CHALLENGE » Return only the stretch of the material below that begins with the line containing "The picture is" and ends with the line containing "const pages = ['1', '2', '3', '4', '5', '...', '9'];", exactly; both of those lines belong to it.

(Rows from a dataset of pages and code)
——

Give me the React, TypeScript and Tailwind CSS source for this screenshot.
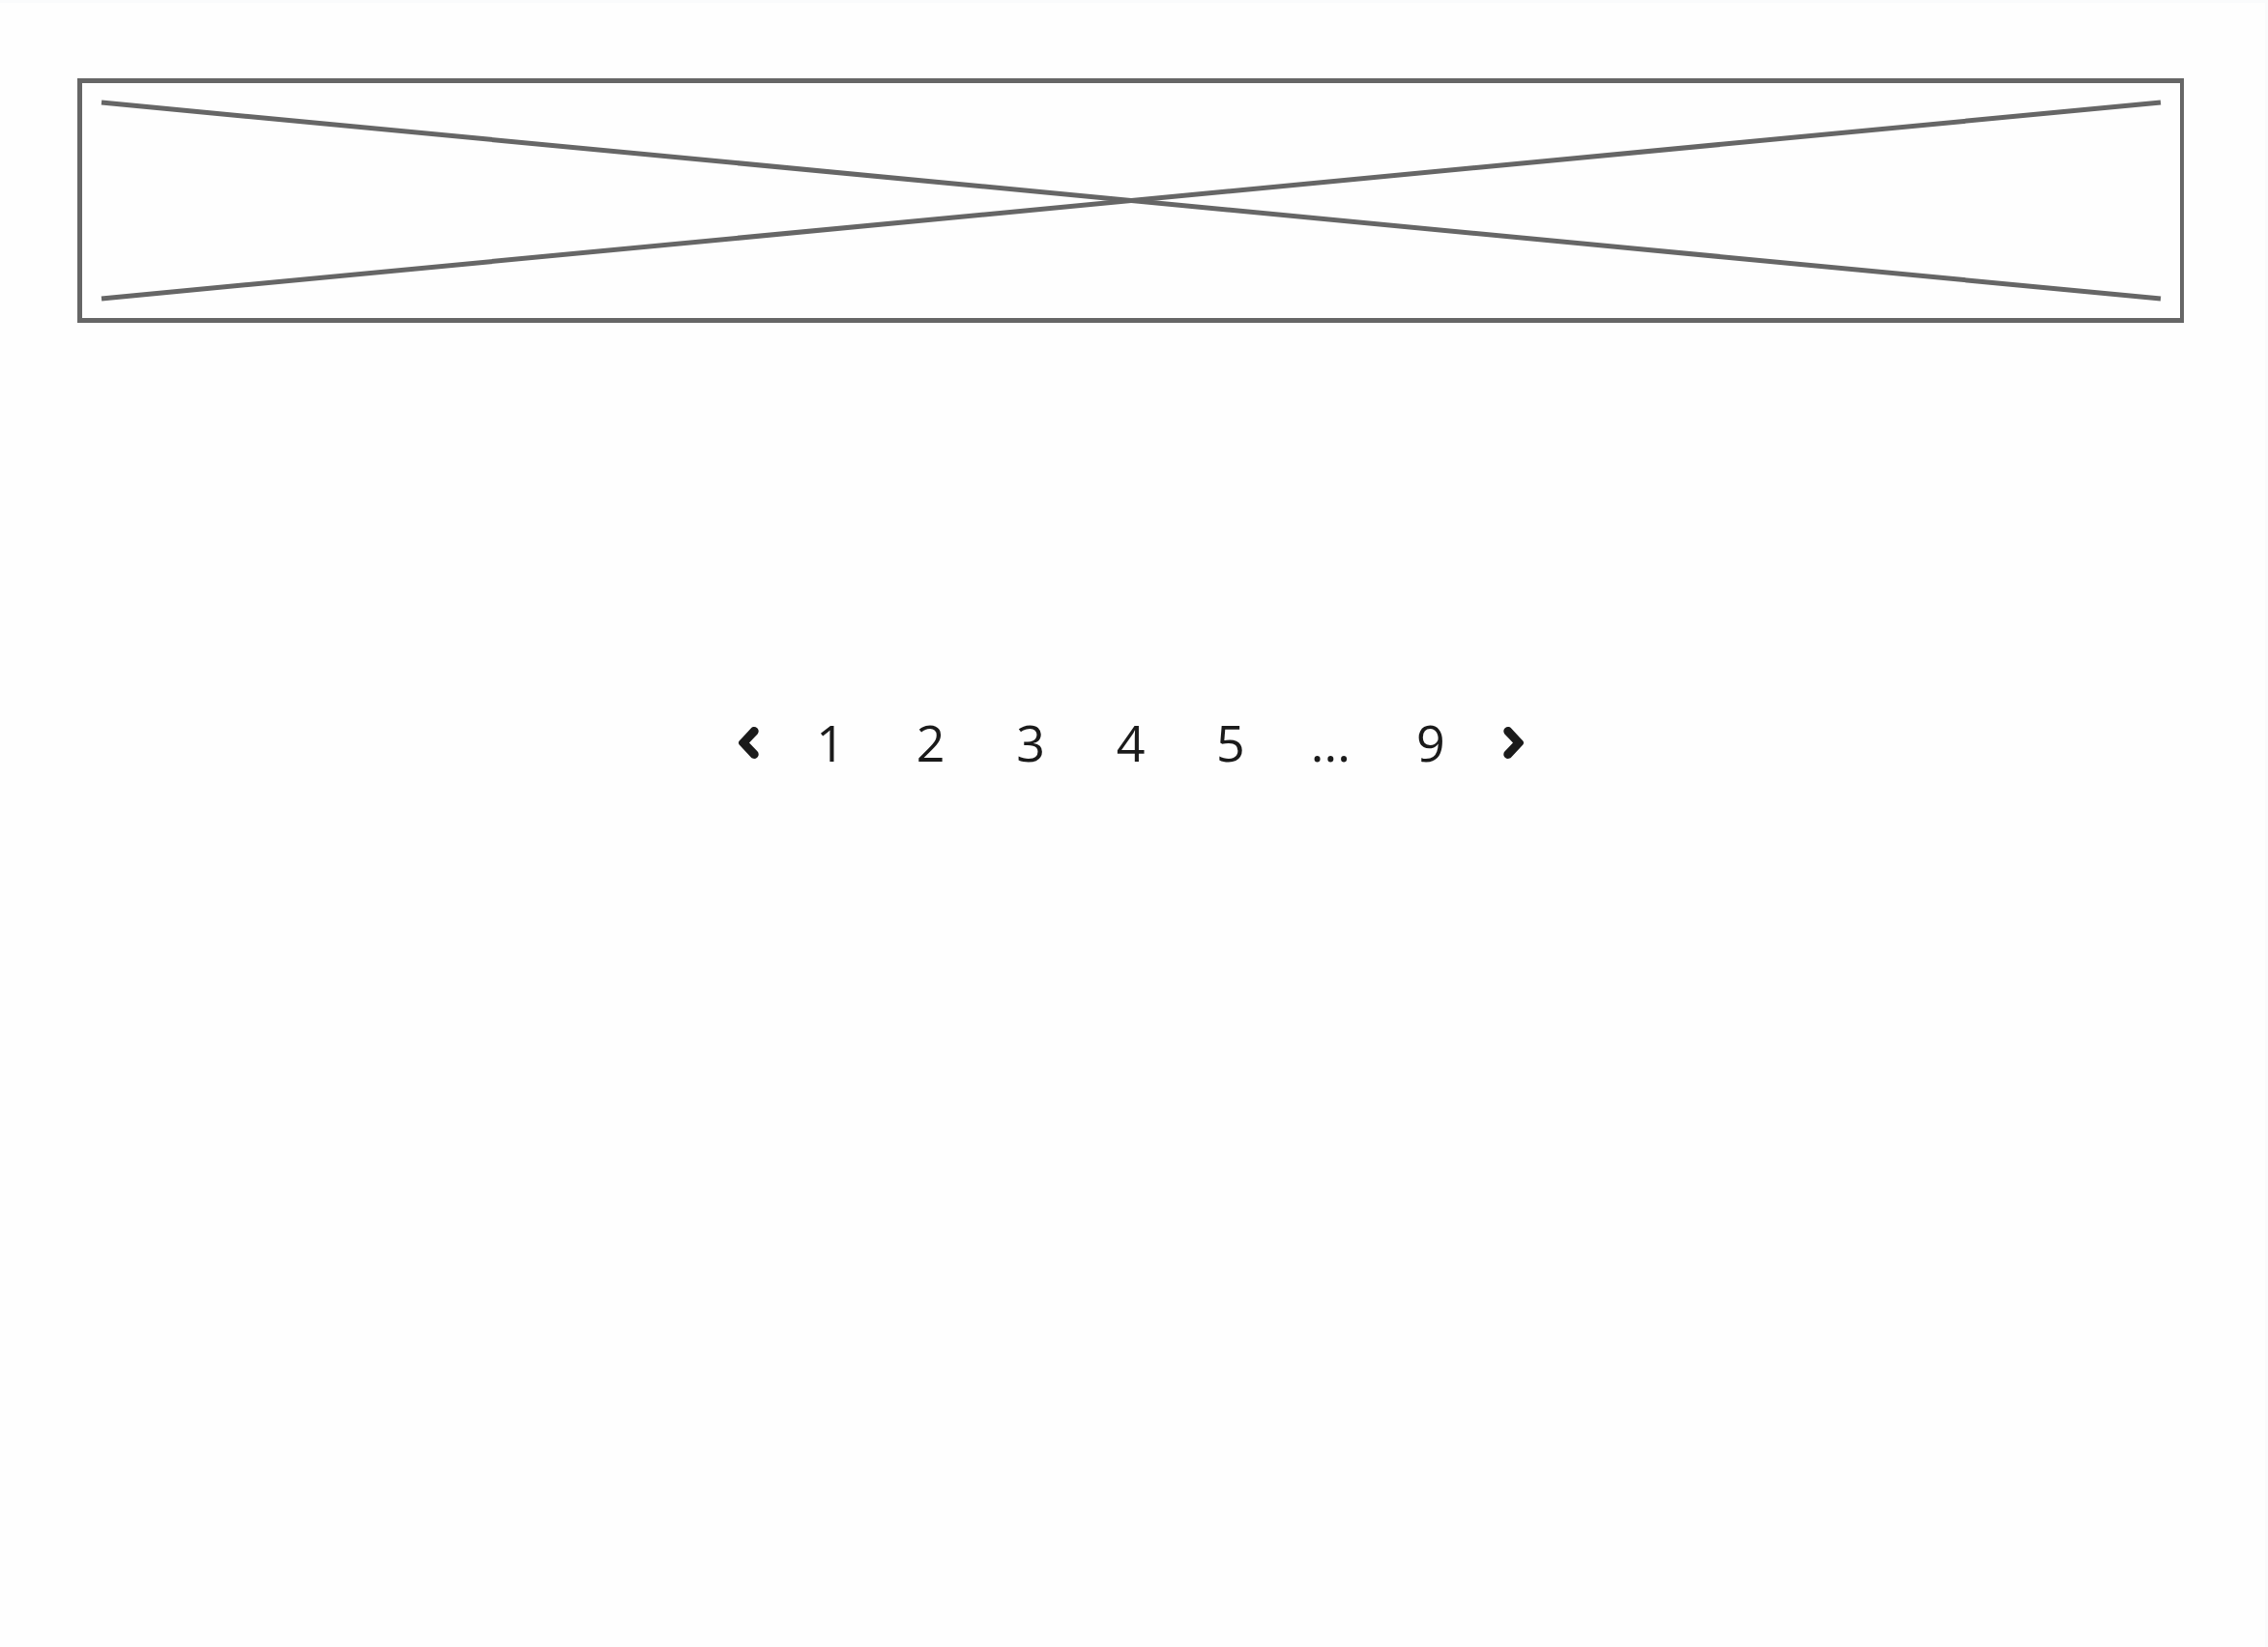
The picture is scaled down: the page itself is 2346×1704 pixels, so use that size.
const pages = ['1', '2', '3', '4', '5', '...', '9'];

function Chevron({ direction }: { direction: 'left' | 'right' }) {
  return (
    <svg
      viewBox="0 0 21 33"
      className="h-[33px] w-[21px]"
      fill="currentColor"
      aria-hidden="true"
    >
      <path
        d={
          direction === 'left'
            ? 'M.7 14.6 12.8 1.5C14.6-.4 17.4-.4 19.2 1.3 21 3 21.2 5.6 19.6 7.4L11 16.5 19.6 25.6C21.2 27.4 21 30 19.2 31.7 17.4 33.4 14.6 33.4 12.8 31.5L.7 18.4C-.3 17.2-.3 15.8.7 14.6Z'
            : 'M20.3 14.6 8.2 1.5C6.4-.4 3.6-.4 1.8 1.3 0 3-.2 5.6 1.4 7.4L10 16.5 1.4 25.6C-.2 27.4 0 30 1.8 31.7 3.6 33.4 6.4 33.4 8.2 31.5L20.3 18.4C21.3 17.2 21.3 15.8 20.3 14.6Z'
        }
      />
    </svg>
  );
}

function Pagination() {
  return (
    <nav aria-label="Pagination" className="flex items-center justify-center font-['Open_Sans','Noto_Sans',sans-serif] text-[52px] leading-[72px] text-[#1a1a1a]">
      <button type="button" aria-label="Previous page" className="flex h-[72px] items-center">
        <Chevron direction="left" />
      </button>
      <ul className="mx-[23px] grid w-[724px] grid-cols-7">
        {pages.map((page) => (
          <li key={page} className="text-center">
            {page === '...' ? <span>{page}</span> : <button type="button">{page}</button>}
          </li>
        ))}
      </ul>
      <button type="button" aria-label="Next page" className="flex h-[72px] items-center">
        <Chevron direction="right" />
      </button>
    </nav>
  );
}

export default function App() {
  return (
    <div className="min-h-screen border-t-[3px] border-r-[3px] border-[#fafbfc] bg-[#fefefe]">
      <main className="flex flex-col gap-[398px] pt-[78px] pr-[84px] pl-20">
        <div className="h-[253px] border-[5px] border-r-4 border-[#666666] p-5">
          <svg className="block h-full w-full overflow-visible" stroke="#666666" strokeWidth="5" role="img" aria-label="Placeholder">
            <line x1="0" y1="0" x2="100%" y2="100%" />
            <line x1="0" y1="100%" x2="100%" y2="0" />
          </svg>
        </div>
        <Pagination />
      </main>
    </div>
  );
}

——

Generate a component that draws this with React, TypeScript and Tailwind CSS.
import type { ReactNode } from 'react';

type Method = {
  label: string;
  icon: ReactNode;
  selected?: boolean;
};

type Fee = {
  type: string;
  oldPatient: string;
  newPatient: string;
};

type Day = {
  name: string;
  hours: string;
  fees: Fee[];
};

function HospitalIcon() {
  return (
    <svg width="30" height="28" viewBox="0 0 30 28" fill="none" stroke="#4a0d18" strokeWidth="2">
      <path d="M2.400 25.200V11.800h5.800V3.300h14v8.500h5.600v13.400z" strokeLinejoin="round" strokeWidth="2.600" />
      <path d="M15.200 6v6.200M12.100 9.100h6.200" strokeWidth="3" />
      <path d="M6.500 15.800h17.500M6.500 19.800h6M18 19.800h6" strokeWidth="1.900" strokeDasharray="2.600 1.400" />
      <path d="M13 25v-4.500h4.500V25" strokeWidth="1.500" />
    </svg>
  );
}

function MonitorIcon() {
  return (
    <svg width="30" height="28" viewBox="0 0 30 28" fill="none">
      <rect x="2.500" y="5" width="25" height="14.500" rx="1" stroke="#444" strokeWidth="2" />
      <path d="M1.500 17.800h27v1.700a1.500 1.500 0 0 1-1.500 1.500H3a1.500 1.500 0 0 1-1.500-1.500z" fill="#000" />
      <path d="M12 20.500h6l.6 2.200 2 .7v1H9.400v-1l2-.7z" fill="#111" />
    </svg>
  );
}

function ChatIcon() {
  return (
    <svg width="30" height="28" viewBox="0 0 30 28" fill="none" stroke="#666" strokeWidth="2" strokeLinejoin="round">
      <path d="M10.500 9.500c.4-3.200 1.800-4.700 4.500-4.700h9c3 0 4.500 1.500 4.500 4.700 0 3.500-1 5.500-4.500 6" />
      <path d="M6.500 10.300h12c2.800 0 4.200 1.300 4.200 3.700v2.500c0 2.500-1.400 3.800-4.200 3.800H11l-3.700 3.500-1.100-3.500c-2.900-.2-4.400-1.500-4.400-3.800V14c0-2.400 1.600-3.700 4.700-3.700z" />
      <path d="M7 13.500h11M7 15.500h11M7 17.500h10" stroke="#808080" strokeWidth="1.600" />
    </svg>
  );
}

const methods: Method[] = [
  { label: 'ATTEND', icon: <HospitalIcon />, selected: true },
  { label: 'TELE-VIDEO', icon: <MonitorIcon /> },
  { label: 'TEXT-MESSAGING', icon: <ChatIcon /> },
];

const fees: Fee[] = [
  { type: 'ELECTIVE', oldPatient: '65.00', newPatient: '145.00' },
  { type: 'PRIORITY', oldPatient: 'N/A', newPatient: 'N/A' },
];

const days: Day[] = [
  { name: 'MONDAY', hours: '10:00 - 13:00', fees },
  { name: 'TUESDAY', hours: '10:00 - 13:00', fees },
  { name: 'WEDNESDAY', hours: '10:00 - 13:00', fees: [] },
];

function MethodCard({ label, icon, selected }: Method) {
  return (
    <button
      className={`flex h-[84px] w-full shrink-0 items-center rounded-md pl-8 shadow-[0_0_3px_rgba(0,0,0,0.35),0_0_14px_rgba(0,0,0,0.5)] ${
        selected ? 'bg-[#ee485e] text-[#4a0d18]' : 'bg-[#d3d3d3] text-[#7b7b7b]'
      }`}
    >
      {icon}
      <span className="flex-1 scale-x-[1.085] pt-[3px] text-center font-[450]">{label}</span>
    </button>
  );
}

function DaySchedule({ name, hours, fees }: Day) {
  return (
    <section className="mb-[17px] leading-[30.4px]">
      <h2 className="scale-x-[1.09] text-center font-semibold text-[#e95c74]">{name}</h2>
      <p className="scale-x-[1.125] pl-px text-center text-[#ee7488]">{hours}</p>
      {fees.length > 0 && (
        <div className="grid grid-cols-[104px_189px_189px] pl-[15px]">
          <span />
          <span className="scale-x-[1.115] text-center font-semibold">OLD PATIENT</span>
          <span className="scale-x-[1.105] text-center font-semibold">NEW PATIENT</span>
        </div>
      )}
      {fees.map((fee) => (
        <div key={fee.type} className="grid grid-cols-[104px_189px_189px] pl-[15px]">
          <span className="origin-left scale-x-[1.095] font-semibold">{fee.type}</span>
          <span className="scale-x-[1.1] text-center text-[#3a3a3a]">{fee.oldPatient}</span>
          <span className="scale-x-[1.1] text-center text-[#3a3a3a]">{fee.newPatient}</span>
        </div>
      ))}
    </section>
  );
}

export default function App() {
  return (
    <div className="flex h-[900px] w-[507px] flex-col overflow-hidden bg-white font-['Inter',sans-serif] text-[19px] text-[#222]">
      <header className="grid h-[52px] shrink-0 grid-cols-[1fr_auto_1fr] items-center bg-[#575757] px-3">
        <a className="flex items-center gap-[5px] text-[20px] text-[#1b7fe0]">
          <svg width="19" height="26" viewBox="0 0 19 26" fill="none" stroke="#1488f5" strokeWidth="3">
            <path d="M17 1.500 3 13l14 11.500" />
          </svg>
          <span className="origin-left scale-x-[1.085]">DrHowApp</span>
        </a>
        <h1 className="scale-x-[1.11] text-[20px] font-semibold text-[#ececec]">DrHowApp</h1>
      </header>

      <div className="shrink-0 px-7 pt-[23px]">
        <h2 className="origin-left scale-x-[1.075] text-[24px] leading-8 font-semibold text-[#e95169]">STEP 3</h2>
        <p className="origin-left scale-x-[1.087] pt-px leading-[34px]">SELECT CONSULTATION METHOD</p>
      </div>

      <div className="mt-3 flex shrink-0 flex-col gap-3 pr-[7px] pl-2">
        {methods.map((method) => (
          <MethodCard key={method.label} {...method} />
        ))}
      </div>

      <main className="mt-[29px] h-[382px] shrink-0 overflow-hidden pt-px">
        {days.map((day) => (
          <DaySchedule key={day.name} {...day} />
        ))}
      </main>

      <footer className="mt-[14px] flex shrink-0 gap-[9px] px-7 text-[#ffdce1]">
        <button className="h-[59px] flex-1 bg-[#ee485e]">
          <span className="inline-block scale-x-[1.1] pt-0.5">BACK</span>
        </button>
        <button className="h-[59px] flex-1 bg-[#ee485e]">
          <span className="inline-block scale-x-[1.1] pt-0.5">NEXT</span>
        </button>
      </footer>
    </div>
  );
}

——

FULL SOLUTION »
The picture is scaled down: the page itself is 2346×1704 pixels, so use that size.
const pages = ['1', '2', '3', '4', '5', '...', '9'];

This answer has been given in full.